● **Required work**
Would you write out the listing verbatim and skip every picture in it?
>> start Given material
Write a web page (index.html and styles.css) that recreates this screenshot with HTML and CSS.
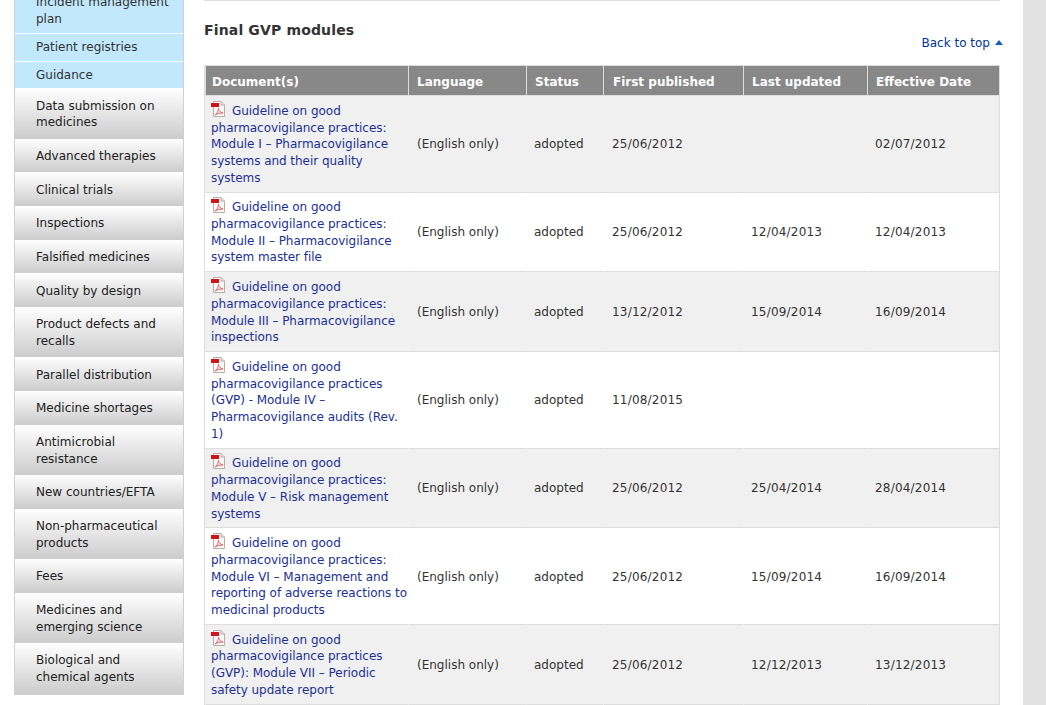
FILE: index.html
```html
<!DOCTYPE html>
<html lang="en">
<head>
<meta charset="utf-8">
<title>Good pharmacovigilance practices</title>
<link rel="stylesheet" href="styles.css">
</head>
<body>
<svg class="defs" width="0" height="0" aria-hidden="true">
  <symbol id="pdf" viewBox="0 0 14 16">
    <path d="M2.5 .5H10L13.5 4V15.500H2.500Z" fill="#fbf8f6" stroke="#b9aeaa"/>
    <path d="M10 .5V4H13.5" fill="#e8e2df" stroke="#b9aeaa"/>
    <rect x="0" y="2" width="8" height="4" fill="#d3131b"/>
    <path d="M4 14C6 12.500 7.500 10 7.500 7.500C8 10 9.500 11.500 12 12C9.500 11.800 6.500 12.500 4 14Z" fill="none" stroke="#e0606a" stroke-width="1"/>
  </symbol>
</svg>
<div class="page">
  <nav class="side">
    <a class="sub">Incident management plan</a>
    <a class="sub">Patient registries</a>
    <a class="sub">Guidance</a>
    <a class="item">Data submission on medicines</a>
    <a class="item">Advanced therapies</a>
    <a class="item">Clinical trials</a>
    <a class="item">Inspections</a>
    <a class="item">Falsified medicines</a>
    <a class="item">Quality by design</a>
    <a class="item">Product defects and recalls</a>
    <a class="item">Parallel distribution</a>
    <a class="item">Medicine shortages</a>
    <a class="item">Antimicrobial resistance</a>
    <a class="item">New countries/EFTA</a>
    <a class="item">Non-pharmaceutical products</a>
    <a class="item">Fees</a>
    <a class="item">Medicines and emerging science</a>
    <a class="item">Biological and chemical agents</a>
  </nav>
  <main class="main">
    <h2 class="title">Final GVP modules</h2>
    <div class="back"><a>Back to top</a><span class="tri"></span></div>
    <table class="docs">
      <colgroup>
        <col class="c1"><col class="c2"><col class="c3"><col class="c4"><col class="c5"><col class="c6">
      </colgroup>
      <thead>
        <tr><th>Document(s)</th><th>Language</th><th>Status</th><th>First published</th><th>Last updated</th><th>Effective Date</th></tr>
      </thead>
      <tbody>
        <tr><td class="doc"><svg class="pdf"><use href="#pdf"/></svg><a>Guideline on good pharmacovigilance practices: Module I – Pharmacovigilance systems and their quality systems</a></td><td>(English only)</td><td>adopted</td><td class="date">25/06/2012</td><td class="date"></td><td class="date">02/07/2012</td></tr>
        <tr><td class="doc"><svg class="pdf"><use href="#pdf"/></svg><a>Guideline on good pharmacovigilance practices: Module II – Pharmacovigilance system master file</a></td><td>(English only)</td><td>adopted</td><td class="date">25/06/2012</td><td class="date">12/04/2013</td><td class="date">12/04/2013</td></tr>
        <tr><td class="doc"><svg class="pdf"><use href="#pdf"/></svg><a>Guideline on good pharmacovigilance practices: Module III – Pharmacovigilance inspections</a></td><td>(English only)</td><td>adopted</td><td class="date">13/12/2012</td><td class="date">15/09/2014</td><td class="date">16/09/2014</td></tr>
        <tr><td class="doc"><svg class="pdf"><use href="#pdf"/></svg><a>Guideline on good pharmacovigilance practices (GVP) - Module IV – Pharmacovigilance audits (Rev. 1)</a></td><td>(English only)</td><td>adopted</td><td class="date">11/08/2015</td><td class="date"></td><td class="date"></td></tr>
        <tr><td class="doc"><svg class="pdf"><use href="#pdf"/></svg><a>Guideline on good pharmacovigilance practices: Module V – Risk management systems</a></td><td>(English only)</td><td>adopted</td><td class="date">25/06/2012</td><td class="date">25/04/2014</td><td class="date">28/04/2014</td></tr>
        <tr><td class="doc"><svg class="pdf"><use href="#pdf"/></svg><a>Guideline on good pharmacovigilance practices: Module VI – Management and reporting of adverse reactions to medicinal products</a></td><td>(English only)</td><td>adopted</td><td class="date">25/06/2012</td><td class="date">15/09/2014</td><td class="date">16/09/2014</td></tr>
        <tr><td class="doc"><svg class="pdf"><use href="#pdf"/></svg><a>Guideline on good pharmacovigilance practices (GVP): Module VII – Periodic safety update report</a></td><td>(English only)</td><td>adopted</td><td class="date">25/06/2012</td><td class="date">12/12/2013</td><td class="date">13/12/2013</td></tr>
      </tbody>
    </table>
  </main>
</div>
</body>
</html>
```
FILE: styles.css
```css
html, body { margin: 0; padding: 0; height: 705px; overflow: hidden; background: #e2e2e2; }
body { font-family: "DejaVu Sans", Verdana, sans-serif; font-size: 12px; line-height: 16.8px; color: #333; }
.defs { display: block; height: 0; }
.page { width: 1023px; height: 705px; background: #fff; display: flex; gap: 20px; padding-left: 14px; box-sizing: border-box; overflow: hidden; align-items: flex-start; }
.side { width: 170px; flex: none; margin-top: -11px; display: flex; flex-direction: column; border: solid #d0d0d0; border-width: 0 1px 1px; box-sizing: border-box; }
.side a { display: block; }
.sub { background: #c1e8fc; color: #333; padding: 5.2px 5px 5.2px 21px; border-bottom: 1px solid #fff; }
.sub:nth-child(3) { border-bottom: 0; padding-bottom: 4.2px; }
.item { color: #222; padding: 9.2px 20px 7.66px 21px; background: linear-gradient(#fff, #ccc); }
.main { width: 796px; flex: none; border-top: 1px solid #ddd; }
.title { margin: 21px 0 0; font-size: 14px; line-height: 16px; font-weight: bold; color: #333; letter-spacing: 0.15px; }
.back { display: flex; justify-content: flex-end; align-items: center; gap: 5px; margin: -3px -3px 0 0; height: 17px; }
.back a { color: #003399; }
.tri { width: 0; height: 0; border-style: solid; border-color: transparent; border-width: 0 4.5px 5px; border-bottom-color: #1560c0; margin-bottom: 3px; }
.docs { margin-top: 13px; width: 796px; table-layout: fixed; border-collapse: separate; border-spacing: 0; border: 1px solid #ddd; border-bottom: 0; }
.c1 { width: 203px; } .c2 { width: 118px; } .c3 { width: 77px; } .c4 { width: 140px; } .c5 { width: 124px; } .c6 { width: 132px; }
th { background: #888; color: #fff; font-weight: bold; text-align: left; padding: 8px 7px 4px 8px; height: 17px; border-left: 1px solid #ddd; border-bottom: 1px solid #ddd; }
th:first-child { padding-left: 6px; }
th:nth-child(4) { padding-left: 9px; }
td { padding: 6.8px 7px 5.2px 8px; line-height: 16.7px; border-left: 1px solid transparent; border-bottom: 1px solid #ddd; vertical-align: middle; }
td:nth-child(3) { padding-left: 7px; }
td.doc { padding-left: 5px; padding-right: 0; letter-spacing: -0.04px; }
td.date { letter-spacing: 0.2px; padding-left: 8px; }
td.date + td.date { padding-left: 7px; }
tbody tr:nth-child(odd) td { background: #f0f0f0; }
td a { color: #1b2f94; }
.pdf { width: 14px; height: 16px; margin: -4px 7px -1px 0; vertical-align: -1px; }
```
>> end Given material
● **Finished task**
Write a web page (index.html and styles.css) that recreates this screenshot with HTML and CSS.
FILE: index.html
```html
<!DOCTYPE html>
<html lang="en">
<head>
<meta charset="utf-8">
<title>Good pharmacovigilance practices</title>
<link rel="stylesheet" href="styles.css">
</head>
<body>
<svg class="defs" width="0" height="0" aria-hidden="true">
  <symbol id="pdf" viewBox="0 0 14 16">
    <path d="M2.5 .5H10L13.5 4V15.500H2.500Z" fill="#fbf8f6" stroke="#b9aeaa"/>
    <path d="M10 .5V4H13.5" fill="#e8e2df" stroke="#b9aeaa"/>
    <rect x="0" y="2" width="8" height="4" fill="#d3131b"/>
    <path d="M4 14C6 12.500 7.500 10 7.500 7.500C8 10 9.500 11.500 12 12C9.500 11.800 6.500 12.500 4 14Z" fill="none" stroke="#e0606a" stroke-width="1"/>
  </symbol>
</svg>
<div class="page">
  <nav class="side">
    <a class="sub">Incident management plan</a>
    <a class="sub">Patient registries</a>
    <a class="sub">Guidance</a>
    <a class="item">Data submission on medicines</a>
    <a class="item">Advanced therapies</a>
    <a class="item">Clinical trials</a>
    <a class="item">Inspections</a>
    <a class="item">Falsified medicines</a>
    <a class="item">Quality by design</a>
    <a class="item">Product defects and recalls</a>
    <a class="item">Parallel distribution</a>
    <a class="item">Medicine shortages</a>
    <a class="item">Antimicrobial resistance</a>
    <a class="item">New countries/EFTA</a>
    <a class="item">Non-pharmaceutical products</a>
    <a class="item">Fees</a>
    <a class="item">Medicines and emerging science</a>
    <a class="item">Biological and chemical agents</a>
  </nav>
  <main class="main">
    <h2 class="title">Final GVP modules</h2>
    <div class="back"><a>Back to top</a><span class="tri"></span></div>
    <table class="docs">
      <colgroup>
        <col class="c1"><col class="c2"><col class="c3"><col class="c4"><col class="c5"><col class="c6">
      </colgroup>
      <thead>
        <tr><th>Document(s)</th><th>Language</th><th>Status</th><th>First published</th><th>Last updated</th><th>Effective Date</th></tr>
      </thead>
      <tbody>
        <tr><td class="doc"><svg class="pdf"><use href="#pdf"/></svg><a>Guideline on good pharmacovigilance practices: Module I – Pharmacovigilance systems and their quality systems</a></td><td>(English only)</td><td>adopted</td><td class="date">25/06/2012</td><td class="date"></td><td class="date">02/07/2012</td></tr>
        <tr><td class="doc"><svg class="pdf"><use href="#pdf"/></svg><a>Guideline on good pharmacovigilance practices: Module II – Pharmacovigilance system master file</a></td><td>(English only)</td><td>adopted</td><td class="date">25/06/2012</td><td class="date">12/04/2013</td><td class="date">12/04/2013</td></tr>
        <tr><td class="doc"><svg class="pdf"><use href="#pdf"/></svg><a>Guideline on good pharmacovigilance practices: Module III – Pharmacovigilance inspections</a></td><td>(English only)</td><td>adopted</td><td class="date">13/12/2012</td><td class="date">15/09/2014</td><td class="date">16/09/2014</td></tr>
        <tr><td class="doc"><svg class="pdf"><use href="#pdf"/></svg><a>Guideline on good pharmacovigilance practices (GVP) - Module IV – Pharmacovigilance audits (Rev. 1)</a></td><td>(English only)</td><td>adopted</td><td class="date">11/08/2015</td><td class="date"></td><td class="date"></td></tr>
        <tr><td class="doc"><svg class="pdf"><use href="#pdf"/></svg><a>Guideline on good pharmacovigilance practices: Module V – Risk management systems</a></td><td>(English only)</td><td>adopted</td><td class="date">25/06/2012</td><td class="date">25/04/2014</td><td class="date">28/04/2014</td></tr>
        <tr><td class="doc"><svg class="pdf"><use href="#pdf"/></svg><a>Guideline on good pharmacovigilance practices: Module VI – Management and reporting of adverse reactions to medicinal products</a></td><td>(English only)</td><td>adopted</td><td class="date">25/06/2012</td><td class="date">15/09/2014</td><td class="date">16/09/2014</td></tr>
        <tr><td class="doc"><svg class="pdf"><use href="#pdf"/></svg><a>Guideline on good pharmacovigilance practices (GVP): Module VII – Periodic safety update report</a></td><td>(English only)</td><td>adopted</td><td class="date">25/06/2012</td><td class="date">12/12/2013</td><td class="date">13/12/2013</td></tr>
      </tbody>
    </table>
  </main>
</div>
</body>
</html>
```
FILE: styles.css
```css
html, body { margin: 0; padding: 0; height: 705px; overflow: hidden; background: #e2e2e2; }
body { font-family: "DejaVu Sans", Verdana, sans-serif; font-size: 12px; line-height: 16.8px; color: #333; }
.defs { display: block; height: 0; }
.page { width: 1023px; height: 705px; background: #fff; display: flex; gap: 20px; padding-left: 14px; box-sizing: border-box; overflow: hidden; align-items: flex-start; }
.side { width: 170px; flex: none; margin-top: -11px; display: flex; flex-direction: column; border: solid #d0d0d0; border-width: 0 1px 1px; box-sizing: border-box; }
.side a { display: block; }
.sub { background: #c1e8fc; color: #333; padding: 5.2px 5px 5.2px 21px; border-bottom: 1px solid #fff; }
.sub:nth-child(3) { border-bottom: 0; padding-bottom: 4.2px; }
.item { color: #222; padding: 9.2px 20px 7.66px 21px; background: linear-gradient(#fff, #ccc); }
.main { width: 796px; flex: none; border-top: 1px solid #ddd; }
.title { margin: 21px 0 0; font-size: 14px; line-height: 16px; font-weight: bold; color: #333; letter-spacing: 0.15px; }
.back { display: flex; justify-content: flex-end; align-items: center; gap: 5px; margin: -3px -3px 0 0; height: 17px; }
.back a { color: #003399; }
.tri { width: 0; height: 0; border-style: solid; border-color: transparent; border-width: 0 4.5px 5px; border-bottom-color: #1560c0; margin-bottom: 3px; }
.docs { margin-top: 13px; width: 796px; table-layout: fixed; border-collapse: separate; border-spacing: 0; border: 1px solid #ddd; border-bottom: 0; }
.c1 { width: 203px; } .c2 { width: 118px; } .c3 { width: 77px; } .c4 { width: 140px; } .c5 { width: 124px; } .c6 { width: 132px; }
th { background: #888; color: #fff; font-weight: bold; text-align: left; padding: 8px 7px 4px 8px; height: 17px; border-left: 1px solid #ddd; border-bottom: 1px solid #ddd; }
th:first-child { padding-left: 6px; }
th:nth-child(4) { padding-left: 9px; }
td { padding: 6.8px 7px 5.2px 8px; line-height: 16.7px; border-left: 1px solid transparent; border-bottom: 1px solid #ddd; vertical-align: middle; }
td:nth-child(3) { padding-left: 7px; }
td.doc { padding-left: 5px; padding-right: 0; letter-spacing: -0.04px; }
td.date { letter-spacing: 0.2px; padding-left: 8px; }
td.date + td.date { padding-left: 7px; }
tbody tr:nth-child(odd) td { background: #f0f0f0; }
td a { color: #1b2f94; }
.pdf { width: 14px; height: 16px; margin: -4px 7px -1px 0; vertical-align: -1px; }
```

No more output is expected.